**WORK TO COMPLETE**
Only lines holding the string "Tailwind" are wanted; copy each one from the material.

**DATA TO USE**

___

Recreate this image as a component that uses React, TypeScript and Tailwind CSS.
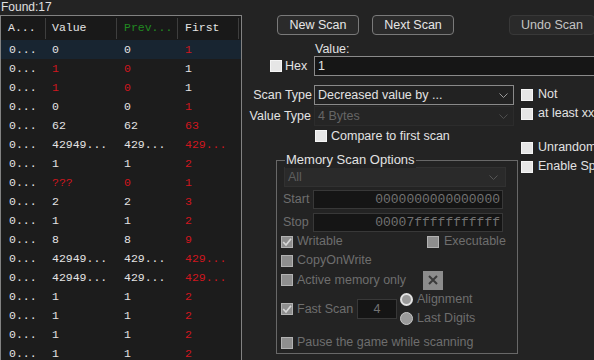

___

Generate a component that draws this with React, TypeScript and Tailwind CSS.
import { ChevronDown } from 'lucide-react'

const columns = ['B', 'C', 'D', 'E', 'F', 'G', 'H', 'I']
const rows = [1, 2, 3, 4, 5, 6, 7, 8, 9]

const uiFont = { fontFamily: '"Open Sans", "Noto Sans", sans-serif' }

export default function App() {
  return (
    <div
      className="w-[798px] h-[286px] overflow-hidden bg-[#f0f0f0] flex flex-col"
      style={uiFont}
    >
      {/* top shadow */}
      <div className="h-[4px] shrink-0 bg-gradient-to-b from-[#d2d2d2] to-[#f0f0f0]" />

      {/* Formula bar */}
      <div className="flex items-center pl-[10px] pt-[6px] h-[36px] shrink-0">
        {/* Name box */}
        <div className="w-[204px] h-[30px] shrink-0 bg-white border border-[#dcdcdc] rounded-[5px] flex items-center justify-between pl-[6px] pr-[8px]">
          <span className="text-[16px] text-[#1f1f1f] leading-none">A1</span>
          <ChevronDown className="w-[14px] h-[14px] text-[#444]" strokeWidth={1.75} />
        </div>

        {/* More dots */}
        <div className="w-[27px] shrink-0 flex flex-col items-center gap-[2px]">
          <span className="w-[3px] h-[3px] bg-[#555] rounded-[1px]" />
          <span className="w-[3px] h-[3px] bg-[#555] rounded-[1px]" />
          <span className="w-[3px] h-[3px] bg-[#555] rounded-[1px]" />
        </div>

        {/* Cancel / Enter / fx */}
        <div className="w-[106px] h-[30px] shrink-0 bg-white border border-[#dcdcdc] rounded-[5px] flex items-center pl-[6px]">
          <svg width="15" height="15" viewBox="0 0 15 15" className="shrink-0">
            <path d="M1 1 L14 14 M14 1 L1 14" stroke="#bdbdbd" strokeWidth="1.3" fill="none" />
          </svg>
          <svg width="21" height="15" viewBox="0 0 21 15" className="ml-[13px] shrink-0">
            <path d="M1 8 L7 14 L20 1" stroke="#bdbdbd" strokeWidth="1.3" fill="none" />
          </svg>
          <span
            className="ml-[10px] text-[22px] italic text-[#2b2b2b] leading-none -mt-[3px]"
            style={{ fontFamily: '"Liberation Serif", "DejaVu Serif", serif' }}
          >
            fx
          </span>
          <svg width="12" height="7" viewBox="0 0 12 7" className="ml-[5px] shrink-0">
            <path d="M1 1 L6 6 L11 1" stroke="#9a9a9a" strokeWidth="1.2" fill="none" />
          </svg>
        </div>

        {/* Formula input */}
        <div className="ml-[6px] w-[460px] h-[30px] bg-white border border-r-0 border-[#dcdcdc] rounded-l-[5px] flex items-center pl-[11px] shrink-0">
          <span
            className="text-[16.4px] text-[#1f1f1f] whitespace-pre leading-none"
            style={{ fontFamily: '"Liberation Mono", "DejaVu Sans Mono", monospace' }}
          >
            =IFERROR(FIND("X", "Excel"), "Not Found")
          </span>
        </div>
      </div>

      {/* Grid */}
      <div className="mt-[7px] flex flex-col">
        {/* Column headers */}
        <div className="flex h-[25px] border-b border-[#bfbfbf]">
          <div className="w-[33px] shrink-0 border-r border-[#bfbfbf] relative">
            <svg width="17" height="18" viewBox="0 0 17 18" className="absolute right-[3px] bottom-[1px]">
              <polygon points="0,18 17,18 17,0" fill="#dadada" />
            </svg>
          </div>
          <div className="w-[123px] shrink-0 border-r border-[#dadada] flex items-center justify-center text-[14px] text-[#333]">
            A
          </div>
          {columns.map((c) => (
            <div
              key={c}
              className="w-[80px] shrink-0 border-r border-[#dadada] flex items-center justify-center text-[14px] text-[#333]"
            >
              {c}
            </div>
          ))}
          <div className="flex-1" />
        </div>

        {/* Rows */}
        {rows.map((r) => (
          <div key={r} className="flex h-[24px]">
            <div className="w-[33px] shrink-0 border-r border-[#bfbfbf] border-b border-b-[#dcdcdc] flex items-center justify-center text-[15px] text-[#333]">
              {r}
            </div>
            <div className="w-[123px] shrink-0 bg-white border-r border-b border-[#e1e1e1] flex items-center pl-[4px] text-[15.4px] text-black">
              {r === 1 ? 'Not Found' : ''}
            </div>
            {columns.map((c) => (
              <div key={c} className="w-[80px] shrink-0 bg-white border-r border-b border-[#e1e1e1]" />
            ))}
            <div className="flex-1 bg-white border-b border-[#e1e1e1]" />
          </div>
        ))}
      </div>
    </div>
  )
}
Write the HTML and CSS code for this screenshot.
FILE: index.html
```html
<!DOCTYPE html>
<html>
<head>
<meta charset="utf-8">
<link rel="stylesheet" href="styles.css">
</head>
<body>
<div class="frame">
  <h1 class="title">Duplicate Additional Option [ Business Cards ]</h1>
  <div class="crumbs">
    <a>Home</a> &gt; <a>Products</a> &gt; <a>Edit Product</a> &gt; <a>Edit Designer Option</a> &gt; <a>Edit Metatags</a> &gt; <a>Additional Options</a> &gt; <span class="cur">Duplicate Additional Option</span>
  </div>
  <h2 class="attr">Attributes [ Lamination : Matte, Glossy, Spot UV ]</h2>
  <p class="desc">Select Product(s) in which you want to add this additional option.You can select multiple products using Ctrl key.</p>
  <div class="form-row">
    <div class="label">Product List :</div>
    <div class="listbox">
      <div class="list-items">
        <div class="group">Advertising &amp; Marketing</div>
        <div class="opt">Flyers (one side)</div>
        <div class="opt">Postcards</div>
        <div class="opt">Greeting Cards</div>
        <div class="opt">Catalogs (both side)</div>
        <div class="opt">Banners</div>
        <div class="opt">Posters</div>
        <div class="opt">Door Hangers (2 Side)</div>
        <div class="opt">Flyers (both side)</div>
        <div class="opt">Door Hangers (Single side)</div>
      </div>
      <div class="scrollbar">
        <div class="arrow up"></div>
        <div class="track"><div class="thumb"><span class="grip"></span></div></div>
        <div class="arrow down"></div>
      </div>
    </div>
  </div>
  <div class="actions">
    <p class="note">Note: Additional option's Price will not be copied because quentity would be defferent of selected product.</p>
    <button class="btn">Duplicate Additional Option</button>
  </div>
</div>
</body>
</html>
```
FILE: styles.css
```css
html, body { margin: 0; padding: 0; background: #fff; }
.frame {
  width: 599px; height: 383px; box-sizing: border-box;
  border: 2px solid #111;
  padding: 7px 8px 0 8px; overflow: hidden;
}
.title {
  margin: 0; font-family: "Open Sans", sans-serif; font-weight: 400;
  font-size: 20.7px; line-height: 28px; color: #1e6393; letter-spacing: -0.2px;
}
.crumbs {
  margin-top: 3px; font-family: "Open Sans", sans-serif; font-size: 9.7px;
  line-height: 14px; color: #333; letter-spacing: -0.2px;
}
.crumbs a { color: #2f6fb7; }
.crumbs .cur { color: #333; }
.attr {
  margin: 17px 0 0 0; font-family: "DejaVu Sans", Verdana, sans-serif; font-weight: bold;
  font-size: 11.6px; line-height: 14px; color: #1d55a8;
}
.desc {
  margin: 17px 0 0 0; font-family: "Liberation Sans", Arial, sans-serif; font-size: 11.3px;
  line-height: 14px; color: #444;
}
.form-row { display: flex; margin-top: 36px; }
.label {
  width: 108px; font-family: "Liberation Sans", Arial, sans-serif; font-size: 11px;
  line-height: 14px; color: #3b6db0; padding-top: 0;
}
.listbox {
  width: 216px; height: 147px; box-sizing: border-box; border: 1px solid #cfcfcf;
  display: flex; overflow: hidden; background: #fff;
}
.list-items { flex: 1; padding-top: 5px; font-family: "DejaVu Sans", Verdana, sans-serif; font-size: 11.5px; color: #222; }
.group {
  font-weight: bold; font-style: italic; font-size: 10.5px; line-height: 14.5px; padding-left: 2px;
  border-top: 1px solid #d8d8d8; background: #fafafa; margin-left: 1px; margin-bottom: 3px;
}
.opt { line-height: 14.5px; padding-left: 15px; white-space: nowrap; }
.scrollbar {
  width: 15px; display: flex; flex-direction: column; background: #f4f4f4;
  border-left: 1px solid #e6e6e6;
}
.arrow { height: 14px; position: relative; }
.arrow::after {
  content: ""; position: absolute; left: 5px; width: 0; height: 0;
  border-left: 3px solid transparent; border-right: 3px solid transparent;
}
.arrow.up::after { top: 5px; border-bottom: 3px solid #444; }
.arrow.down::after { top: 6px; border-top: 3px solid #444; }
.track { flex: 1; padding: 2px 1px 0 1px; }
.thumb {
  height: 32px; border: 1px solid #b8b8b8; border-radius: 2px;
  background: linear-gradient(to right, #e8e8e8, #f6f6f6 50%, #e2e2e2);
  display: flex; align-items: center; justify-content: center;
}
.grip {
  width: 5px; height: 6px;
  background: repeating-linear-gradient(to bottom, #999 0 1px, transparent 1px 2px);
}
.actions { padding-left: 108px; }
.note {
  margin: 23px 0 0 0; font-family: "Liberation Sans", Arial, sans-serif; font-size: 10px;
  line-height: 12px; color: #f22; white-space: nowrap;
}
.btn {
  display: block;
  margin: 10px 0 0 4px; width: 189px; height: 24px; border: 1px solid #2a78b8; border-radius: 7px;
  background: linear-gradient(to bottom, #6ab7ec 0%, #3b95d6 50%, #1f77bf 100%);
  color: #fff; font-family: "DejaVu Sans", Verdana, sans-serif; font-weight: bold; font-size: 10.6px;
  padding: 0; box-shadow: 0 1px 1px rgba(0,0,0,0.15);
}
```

___

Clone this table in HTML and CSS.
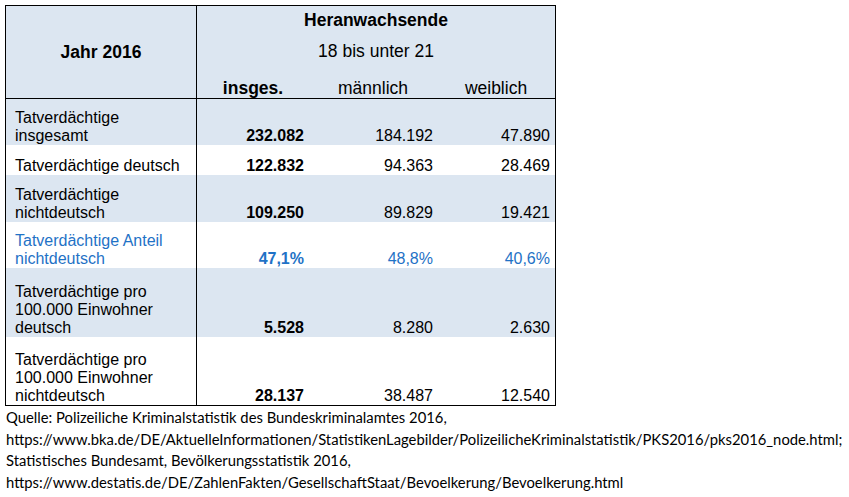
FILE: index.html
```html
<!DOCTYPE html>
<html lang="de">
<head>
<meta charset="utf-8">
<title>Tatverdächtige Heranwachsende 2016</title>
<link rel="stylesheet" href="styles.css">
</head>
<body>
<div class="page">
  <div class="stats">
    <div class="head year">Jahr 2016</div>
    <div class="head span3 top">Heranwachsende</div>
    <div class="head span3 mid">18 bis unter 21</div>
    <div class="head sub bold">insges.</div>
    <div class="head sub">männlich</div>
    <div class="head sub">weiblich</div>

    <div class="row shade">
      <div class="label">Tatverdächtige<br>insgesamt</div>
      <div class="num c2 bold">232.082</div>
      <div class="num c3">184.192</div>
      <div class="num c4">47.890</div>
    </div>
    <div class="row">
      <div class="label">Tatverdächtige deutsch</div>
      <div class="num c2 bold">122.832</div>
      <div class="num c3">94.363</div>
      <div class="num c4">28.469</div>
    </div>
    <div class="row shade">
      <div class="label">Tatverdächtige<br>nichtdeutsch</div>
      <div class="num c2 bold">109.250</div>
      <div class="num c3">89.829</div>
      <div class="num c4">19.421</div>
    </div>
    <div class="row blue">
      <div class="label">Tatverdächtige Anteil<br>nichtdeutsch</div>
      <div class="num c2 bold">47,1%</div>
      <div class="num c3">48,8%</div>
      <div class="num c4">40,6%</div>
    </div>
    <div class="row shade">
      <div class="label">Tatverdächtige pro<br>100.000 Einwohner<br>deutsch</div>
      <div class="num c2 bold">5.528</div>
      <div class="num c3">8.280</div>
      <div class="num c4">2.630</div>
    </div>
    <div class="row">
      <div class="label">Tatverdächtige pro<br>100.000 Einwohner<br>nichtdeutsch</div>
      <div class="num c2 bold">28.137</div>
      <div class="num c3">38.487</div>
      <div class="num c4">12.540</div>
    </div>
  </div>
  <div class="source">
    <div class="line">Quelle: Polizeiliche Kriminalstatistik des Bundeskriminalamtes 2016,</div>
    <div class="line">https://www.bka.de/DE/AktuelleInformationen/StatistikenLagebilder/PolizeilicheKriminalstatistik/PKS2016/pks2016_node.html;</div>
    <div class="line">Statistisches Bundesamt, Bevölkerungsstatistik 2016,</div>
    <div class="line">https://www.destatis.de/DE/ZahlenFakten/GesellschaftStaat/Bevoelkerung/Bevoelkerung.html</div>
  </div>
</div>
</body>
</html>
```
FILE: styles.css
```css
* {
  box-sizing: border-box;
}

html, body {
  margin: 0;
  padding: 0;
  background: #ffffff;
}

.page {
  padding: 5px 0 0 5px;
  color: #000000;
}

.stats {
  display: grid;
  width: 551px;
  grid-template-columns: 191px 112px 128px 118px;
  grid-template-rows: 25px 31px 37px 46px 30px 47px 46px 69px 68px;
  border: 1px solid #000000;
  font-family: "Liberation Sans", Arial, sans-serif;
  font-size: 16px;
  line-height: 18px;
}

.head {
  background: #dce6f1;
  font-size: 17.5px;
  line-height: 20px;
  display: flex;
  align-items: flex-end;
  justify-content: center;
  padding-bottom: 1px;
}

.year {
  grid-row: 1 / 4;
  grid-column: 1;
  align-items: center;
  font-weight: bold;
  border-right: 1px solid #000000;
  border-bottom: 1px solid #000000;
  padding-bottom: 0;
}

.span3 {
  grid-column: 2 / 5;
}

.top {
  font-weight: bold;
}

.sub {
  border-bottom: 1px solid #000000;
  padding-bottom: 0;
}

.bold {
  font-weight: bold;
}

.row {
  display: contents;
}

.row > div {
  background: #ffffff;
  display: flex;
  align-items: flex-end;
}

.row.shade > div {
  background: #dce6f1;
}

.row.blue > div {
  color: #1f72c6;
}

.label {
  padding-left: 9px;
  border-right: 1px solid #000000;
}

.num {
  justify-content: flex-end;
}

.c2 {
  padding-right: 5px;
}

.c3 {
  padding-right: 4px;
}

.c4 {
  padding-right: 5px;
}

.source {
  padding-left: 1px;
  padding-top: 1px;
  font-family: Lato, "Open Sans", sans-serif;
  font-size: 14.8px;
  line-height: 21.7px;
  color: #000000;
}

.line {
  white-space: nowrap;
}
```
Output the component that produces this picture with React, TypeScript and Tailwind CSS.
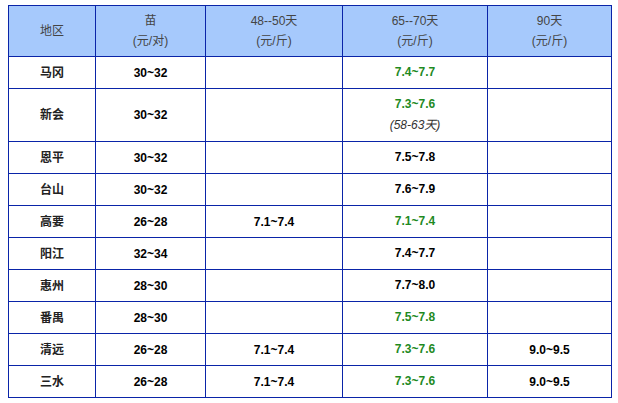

___

**TASK OUTPUT**
Recreate this image as a component that uses React, TypeScript and Tailwind CSS.
Generate a component that draws this with React, TypeScript and Tailwind CSS.
Output the component that produces this picture with React, TypeScript and Tailwind CSS.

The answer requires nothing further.